However, there are no differences of opinion regarding the relatively large numbers of
Jews in the top command positions in the Army. The Jewish World reported that in the Red
Army now [during the war], there are over a hundred Jewish generals and it provided a small
randomly picked list of such generals, not including generals from the infantry. There were 17
names (ironically, Major-General of Engineering Service Frenkel Naftaliy Aronovich of
GULAG was also included). A quarter of a century later, another collection of documents
confirmed that there were no less than a hundred Jewish generals in the middle of the war and
provided additional names.
However, the volume unfortunately omitted the Super-General Lev Mekhlis—the closest
and most trusted of Stalin’s henchmen from 1937 to 1940; from 1941 he was the Head of
Political Administration of the Red Army. Ten days after the start of the war, Mekhlis arrested a
dozen of the highest generals of the Western Front. He is also infamous for his punitive measures
during the Soviet-Finnish War and then later at Kerch in the Crimea.
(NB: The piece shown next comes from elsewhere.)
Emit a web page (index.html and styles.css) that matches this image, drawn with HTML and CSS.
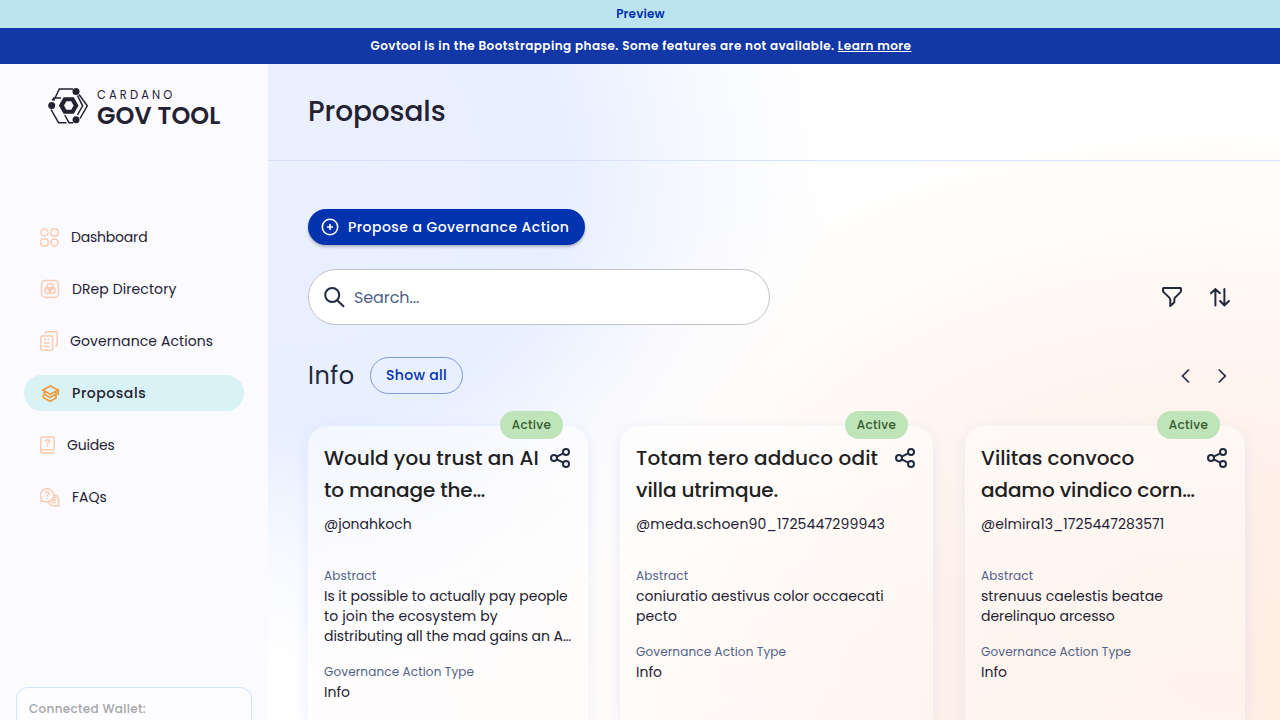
FILE: index.html
```html
<!DOCTYPE html>
<html lang="en">
<head>
<meta charset="utf-8">
<title>Proposals - Cardano GovTool</title>
<link rel="stylesheet" href="styles.css">
</head>
<body>
<svg class="defs" width="0" height="0" aria-hidden="true">
  <symbol id="share" viewBox="0 0 24 24"><g fill="none" stroke="currentColor" stroke-width="2"><circle cx="6" cy="12" r="3"/><circle cx="18" cy="6" r="3"/><circle cx="18" cy="18" r="3"/><path d="M8.7 10.7 15.3 7.3M8.7 13.3l6.6 3.4"/></g></symbol>
</svg>
<div class="preview"><span>Preview</span></div>
<div class="notice"><span>Govtool is in the Bootstrapping phase. Some features are not available. <a>Learn more</a></span></div>
<div class="app">
  <aside class="sidebar">
    <div class="logo">
      <svg width="41" height="36" viewBox="0 0 41 36" fill="none" stroke="#242232" stroke-width="1.5">
        <path d="M5.8 12.5 11.3 1H25M4.2 12.5 6 10H13M31 6.5 39.3 17.8 32 30.5M29.5 7.5 34.6 17.8 29.5 27M25 34.7h-4L16.7 27M18.5 34.7H10.6L3 21.5"/>
        <path fill="#242232" stroke="none" fill-rule="evenodd" d="M15.6 9.2h10.2l4.7 8.3-4.7 8.3h-10.2l-4.7-8.3zM18.4 13.2l-2.4 4.3 2.4 4.3h4.8l2.4-4.3-2.4-4.3z"/>
        <g fill="#242232" stroke="none"><circle cx="28" cy="3.5" r="3.5"/><circle cx="3.7" cy="17.6" r="3.5"/><circle cx="28" cy="31.7" r="3.5"/></g>
      </svg>
      <div class="brand"><span class="brand-top">CARDANO</span><span class="brand-main">GOV TOOL</span></div>
    </div>
    <nav class="nav">
      <a class="item"><svg width="19" height="19" viewBox="0 0 19 19"><circle cx="4.5" cy="4.5" r="3.6"/><rect x="11" y=".9" width="7" height="7.2" rx="2.6"/><rect x=".9" y="11" width="7.2" height="7" rx="2.2"/><circle cx="14.5" cy="14.5" r="3.6"/></svg><span class="nav-tight">Dashboard</span></a>
      <a class="item"><svg width="20" height="20" viewBox="0 0 20 20"><rect x="1.5" y="1.5" width="17" height="17" rx="4"/><circle cx="10" cy="7.8" r="3"/><circle cx="7.9" cy="11.6" r="3"/><circle cx="12.1" cy="11.6" r="3"/></svg><span class="nav-wide">DRep Directory</span></a>
      <a class="item"><svg width="18" height="20" viewBox="0 0 18 20"><rect x=".8" y="5" width="11.8" height="14.2" rx="1.5"/><path d="M5.5 3V2.2Q5.5.8 6.9.8H15.8Q17.2.8 17.2 2.2V13.5Q17.2 15 15.8 15H15M3.8 8.5h2.2M7.4 8.5h2.2M3.8 12h6M3.8 15.5h6"/></svg><span class="nav-wide">Governance Actions</span></a>
      <a class="item active"><svg width="20" height="20" viewBox="0 0 20 20"><path d="M2.8 7 10.2 3 18.2 7 10.2 11.2zM4.3 8.5v2.7l5.9 3.2 5.8-3.2V8.5M3.3 12v2.6l6.9 3.7 5.8-3.2v-3M18.2 7v5"/></svg><span>Proposals</span></a>
      <a class="item"><svg width="15" height="18" viewBox="0 0 15 18"><path d="M14.2 13.7H2.3q-1.5 0-1.5 1.6t1.5 1.6H14.2M.8 15.3V2.5Q.8 1 2.5 1H12.7Q14.2 1 14.2 2.5V13.7M5.4 5.8q0-2 2.1-2 2 0 2 1.8 0 .8-2 2v1M7.5 9.6V11"/></svg><span class="nav-tight">Guides</span></a>
      <a class="item"><svg width="20" height="19" viewBox="0 0 20 19"><path d="M1 13.5 1.7 11.2A6.6 6.6 0 1 1 5 13.6zM14 6.7A5.8 5.8 0 0 1 18.2 15.2l.8 2.6h-5.8a6 6 0 0 1-5-4M5.4 5.7q0-2 1.9-2t1.9 1.8q0 .9-1.9 1.9v1M7.3 9.7V11M13.5 9.5H16M12 12h4.2M11 14.5h5"/></svg><span>FAQs</span></a>
    </nav>
    <div class="wallet"><span>Connected Wallet:</span></div>
  </aside>
  <main class="main">
    <header class="head"><h1>Proposals</h1></header>
    <section class="body">
      <button class="propose"><svg width="18" height="18" viewBox="0 0 18 18" fill="none" stroke="#fff" stroke-width="1.6"><circle cx="9" cy="9" r="7.7"/><path d="M9 6v6M6 9h6"/></svg><span>Propose a Governance Action</span></button>
      <div class="tools">
        <div class="search"><svg width="22" height="22" viewBox="0 0 22 22" fill="none" stroke="#212a3d" stroke-width="2"><circle cx="9.2" cy="9" r="7"/><path d="m14.2 14.2 6.8 6.6"/></svg><span>Search...</span></div>
        <div class="tool-icons">
          <svg width="24" height="24" viewBox="0 0 24 24" fill="none" stroke="#212a3d" stroke-width="2" stroke-linejoin="round"><path d="M3.5 3h17q.5 0 .5.8v2q0 .9-.7 1.6l-5 5q-1 1-1 2.3v2.6L10.3 21v-6.1q0-1.3-1-2.3l-5.4-5.2Q3 6.6 3 5.8v-2q0-.8.5-.8z"/></svg>
          <svg width="24" height="24" viewBox="0 0 24 24" fill="none" stroke="#212a3d" stroke-width="2" stroke-linecap="round"><path d="M7.4 20.5V4M3 8.2 7.4 4l4.6 4.2M16.4 4v16.3M12 16l4.4 4.3L21 16"/></svg>
        </div>
      </div>
      <div class="group-head">
        <h2>Info</h2><button class="show">Show all</button>
        <div class="arrows"><svg width="24" height="24" viewBox="0 0 24 24"><path d="m15 5.5-6.5 6.5 6.5 6.5"/></svg><svg width="24" height="24" viewBox="0 0 24 24"><path d="m8.8 5.5 6.5 6.5-6.5 6.5"/></svg></div>
      </div>
      <div class="cards">
        <article class="card">
          <span class="badge">Active</span>
          <div class="title"><h3>Would you trust an AI<br><span class="title-tight">to manage the…</span></h3><svg width="24" height="24"><use href="#share"/></svg></div>
          <p class="user">@jonahkoch</p>
          <div class="label abs">Abstract</div>
          <p class="text tight">Is it possible to actually pay people<br><span class="loose">to join the ecosystem by</span><br>distributing all the mad gains an A…</p>
          <div class="label gat">Governance Action Type</div>
          <p class="text">Info</p>
        </article>
        <article class="card">
          <span class="badge">Active</span>
          <div class="title"><h3><span class="title-wide">Totam tero adduco odit</span><br><span class="title-tight">villa utrimque.</span></h3><svg width="24" height="24"><use href="#share"/></svg></div>
          <p class="user user-wide">@meda.schoen90_1725447299943</p>
          <div class="label abs">Abstract</div>
          <p class="text loose">coniuratio aestivus color occaecati<br>pecto</p>
          <div class="label gat">Governance Action Type</div>
          <p class="text">Info</p>
        </article>
        <article class="card">
          <span class="badge">Active</span>
          <div class="title"><h3>Vilitas convoco<br><span class="title-tight">adamo vindico corn…</span></h3><svg width="24" height="24"><use href="#share"/></svg></div>
          <p class="user loose">@elmira13_1725447283571</p>
          <div class="label abs">Abstract</div>
          <p class="text loose">strenuus caelestis beatae<br><span class="tight">derelinquo arcesso</span></p>
          <div class="label gat">Governance Action Type</div>
          <p class="text">Info</p>
        </article>
      </div>
    </section>
  </main>
</div>
</body>
</html>
```
FILE: styles.css
```css
* { box-sizing: border-box; margin: 0; padding: 0; }
body { width: 1280px; height: 720px; overflow: hidden; display: flex; flex-direction: column; font-family: Poppins, Inter, "Open Sans", sans-serif; font-size: 14px; color: #242232; white-space: nowrap; }
button { font-family: inherit; border: 0; }
svg { flex: none; }
.defs { position: absolute; }
.preview { height: 28px; flex: none; background: #bce4f0; color: #0033ad; font-size: 12px; font-weight: 600; letter-spacing: .15px; padding-left: 1px; display: flex; align-items: center; justify-content: center; }
.notice { height: 36px; flex: none; background: #1237a6; color: #fff; font-size: 12px; font-weight: 600; letter-spacing: .44px; padding-left: 2px; display: flex; align-items: center; justify-content: center; }
.notice a { text-decoration: underline; text-decoration-thickness: 1px; }
.app { flex: 1; min-height: 0; display: flex; }

.sidebar { width: 268px; flex: none; background: #fbfaff; display: flex; flex-direction: column; }
.logo { display: flex; gap: 8px; padding: 24px 0 0 48px; height: 155px; }
.brand { display: flex; flex-direction: column; }
.brand-top { font-size: 11.5px; line-height: 15px; font-weight: 400; letter-spacing: 3.1px; }
.brand-main { font-size: 24px; line-height: 25px; font-weight: 600; letter-spacing: .1px; }
.nav { display: flex; flex-direction: column; gap: 16px; padding: 0 24px; }
.item { height: 36px; border-radius: 18px; display: flex; align-items: center; gap: 12px; padding-left: 16px; }
.item svg { fill: none; stroke: #fbcbb0; stroke-width: 1.5; }
.nav-wide { letter-spacing: .09px; }
.nav-tight { letter-spacing: -.2px; }
.item.active { background: #d8f2f6; font-weight: 500; letter-spacing: .55px; }
.item.active svg { stroke: #f09a3e; stroke-width: 1.7; }
.wallet { margin: auto 16px 0; height: 33px; border: 1px solid #d6e2ff; border-bottom: 0; border-radius: 12px 12px 0 0; background: #fdfdff; padding: 12px; font-size: 12px; line-height: 18px; font-weight: 500; letter-spacing: .32px; color: #a5a6a8; }

.main { flex: 1; min-width: 0; background: radial-gradient(ellipse 800px 590px at 94% 92%, #ffede2 0%, #fff1e9 35%, rgba(255,246,242,.85) 60%, rgba(255,251,247,.4) 82%, rgba(255,253,251,0) 100%), radial-gradient(ellipse 540px 500px at 2% 16%, #ebf0ff 0%, #e8efff 52%, rgba(246,248,255,.8) 78%, rgba(255,255,255,0) 100%), #fff; }
.head { height: 97px; border-bottom: 1px solid #d6e2ff; padding-left: 40px; display: flex; align-items: center; }
h1 { font-size: 28px; font-weight: 500; line-height: 40px; letter-spacing: -.1px; }
.body { padding: 48px 35px 0 40px; }
.propose { width: 277px; height: 36px; border-radius: 18px; background: #0033ad; color: #fff; font-size: 14px; font-weight: 500; letter-spacing: .45px; display: flex; align-items: center; gap: 9px; padding-left: 13px; box-shadow: 0 2px 3px rgba(0,0,0,.25); }
.tools { display: flex; justify-content: space-between; align-items: center; margin-top: 24px; }
.search { width: 462px; height: 56px; border: 1px solid #c1c2c8; border-radius: 28px; background: #fff; display: flex; align-items: center; gap: 9px; padding-left: 14px; font-size: 16px; letter-spacing: -.1px; color: #506288; }
.tool-icons { display: flex; gap: 24px; padding-right: 13px; }
.group-head { display: flex; align-items: center; height: 37px; margin-top: 32px; color: #212a3d; }
h2 { width: 62px; font-size: 24px; font-weight: 400; letter-spacing: .5px; }
.show { width: 93px; height: 37px; border: 1px solid #7d98da; border-radius: 19px; background: transparent; color: #0033ad; font-size: 14px; font-weight: 500; letter-spacing: .3px; }
.arrows { margin-left: auto; display: flex; gap: 12px; padding-right: 11px; }
.arrows svg { fill: none; stroke: #212a3d; stroke-width: 1.7; }
.cards { display: grid; grid-template-columns: 280px 313px 280px; gap: 32px; margin-top: 32px; }
.card { position: relative; height: 294px; border-radius: 20px 20px 0 0; padding: 16px; background: linear-gradient(rgba(255,255,255,.5), rgba(255,250,249,.4)); box-shadow: 0 4px 15px rgba(200,212,250,.42); }
.badge { position: absolute; right: 25px; top: -15px; width: 63px; height: 28px; border-radius: 14px; background: #c0e4ba; color: #365c2e; font-size: 12px; font-weight: 500; letter-spacing: .3px; line-height: 28px; text-align: center; }
.title { height: 64px; display: flex; justify-content: space-between; color: #212121; }
.title svg { color: #212a3d; margin-top: 4px; }
h3 { font-size: 20px; line-height: 32px; font-weight: 500; }
.title-wide { letter-spacing: .14px; }
.title-tight { letter-spacing: -.12px; }
.user { margin-top: 8px; line-height: 20px; }
.user-wide { letter-spacing: .17px; }
.loose { letter-spacing: .05px; }
.tight { letter-spacing: -.05px; }
.label { font-size: 12px; line-height: 16px; letter-spacing: .14px; color: #506288; margin-bottom: 2px; }
.abs { margin-top: 34px; }
.gat { margin-top: 18px; }
.text { line-height: 20px; }
.text .loose { letter-spacing: .13px; }
```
The Short Jewish Encyclopedia provides an additional list of fifteen Jewish generals.
Recently, an Israeli researcher has published a list of Jewish generals and admirals (including
those who obtained the rank during the war). Altogether, there were 270 generals and admirals!
This is not only “not a few”—this is an immense number indeed. He also notes four wartime
narkoms (people’s commissars): in addition to Kaganovich, these were Boris Vannikov
(ammunition), Semien Ginzburg (construction), Isaac Zaltzman (tank industry) and several heads
of main military administrations of the Red Army; the list also contains the names of four Jewish
army commanders, commanders of 23 corps, 72 divisions, and 103 brigades.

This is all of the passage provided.